Series thirteen introduced new cast members Milena Łaszek and Marceli Szklanny. Damian "Dzik" Graf returned to the show after his exit the previous season. Anastasiya Yandaltsava, Gábor "Gabo" Szabó, and Marceli Szklanny left the show after series thirteen. Series fourteen introduced new cast members Kinga Gondorowicz, Maciek Szczukiewicz, Daniel "Arnold" Jabłoński, Michał Eliszer, and Paulina Karbowiak. Jakub "Ptyś" Henke returned to the show as the boss. Long time cast member Piotr "Pedro" Polak left the series in episode 5 of season 14. Ewelina Kubiak, Joanna Bałdys, Daniel "Arnold" Jabłoński, Paulina Karbowiak and Michał Eliszer also left after series 14. Series 15 introduced six new cast members: Oliwia Dziatkiewicz, Jeremiasz "Jez" Szmigiel, Lena Majewska, Dominik Raczkowski, Patrycja Morkowska and Kamil Jagielski. Damian "Dzik" Graf left the show while Dominik Raczkowski was removed, both in episode 8 of season 15. Additionally, Piotr Polak, Alan Kwieciński and Michał Eliszer made brief returns. Ewa Piekut, Kinga Gondorowicz and Maciek Szczukiewicz quit after series 15, while Ewelina Kubiak and Daniel "Arnold" Jabłoński returned in series 16. New cast member Michał "Sarna" Sarnowski joined in this series. Piotr Polak, Damian "Dzik" Graf, and Damian "Stifler" Zduńczyk also made a brief return.

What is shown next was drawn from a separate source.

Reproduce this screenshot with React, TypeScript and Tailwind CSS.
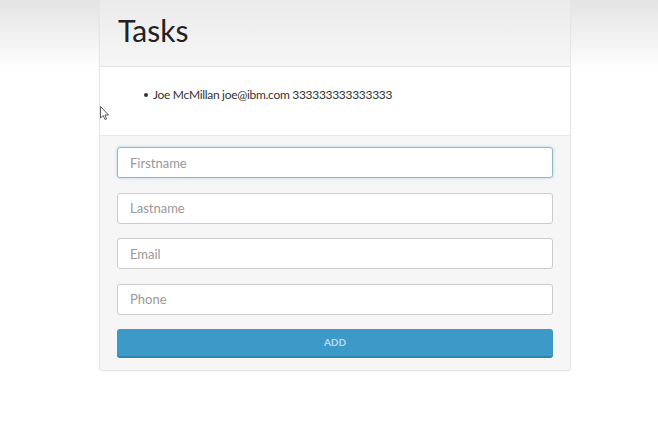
const fields = ["Firstname", "Lastname", "Email", "Phone"]

export default function App() {
  return (
    <div
      className="relative h-[447px] w-[658px] overflow-hidden bg-gradient-to-b from-[#e4e4e4] via-white via-[16%] to-white"
      style={{ fontFamily: "Lato, 'Open Sans', sans-serif" }}
    >
      <div className="ml-[99px] w-[472px] rounded-b-[4px] border border-t-0 border-[#e6e6e6] bg-[#f6f6f6] shadow-[0_1px_2px_rgba(0,0,0,0.04)]">
        <div className="h-[67px] border-b border-[#e4e4e4] bg-gradient-to-b from-[#ebebeb] to-[#f6f6f6] px-[18px] pt-[12px]">
          <h1 className="text-[30px] leading-[36px] text-[#222]">Tasks</h1>
        </div>
        <div className="h-[69px] border-b border-[#e8e8e8] bg-white pl-[44px] pt-[19px]">
          <ul className="text-[12px] tracking-[-0.3px] text-[#333]">
            <li className="flex items-center gap-[5px]">
              <span className="h-[4px] w-[4px] rounded-full bg-[#333]" />
              Joe McMillan joe@ibm.com 333333333333333
            </li>
          </ul>
        </div>
        <div className="flex flex-col gap-[14.5px] px-[17px] pb-[12px] pt-[11px]">
          {fields.map((f, i) => (
            <input
              key={f}
              placeholder={f}
              className={`h-[31px] w-full rounded-[3px] border bg-white px-[12px] text-[13px] text-[#555] placeholder:text-[#999] outline-none ${
                i === 0
                  ? "border-[#8fbcc4] shadow-[0_0_3px_rgba(102,175,233,0.5)]"
                  : "border-[#ccc]"
              }`}
            />
          ))}
          <button className="h-[29px] w-full rounded-[3px] border-b-2 border-[#2e84b1] bg-[#3c99c8] text-[10px] font-bold text-[#b9dbee]">
            ADD
          </button>
        </div>
      </div>
      <svg
        className="absolute left-[100px] top-[106px]"
        width="10"
        height="16"
        viewBox="0 0 10 16"
      >
        <path d="M0.5 0.5 L0.5 12 L3.2 9.5 L5 13.5 L6.6 12.8 L4.9 9 L8.5 9 Z" fill="white" stroke="#333" strokeWidth="0.8" />
      </svg>
    </div>
  )
}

Kasjusz "Don Kasjo" Życiński quit the show during this series.

For the seventeenth season, Daniel "Arnold" Jabłoński, Patrycja Morkowska, Radosław "Diva" Majchrowski, and original member Ewelina Kubiak did not return after the previous season. It also includes three new cast members, Aleksandra Okrzesik, Przemysław "Sequento" Skulski oraz Wiktoria "Jaszczur" Robert. Radosław "Diva" Majchrowski was with the cast at the beginning of the season despite not being part of the official cast.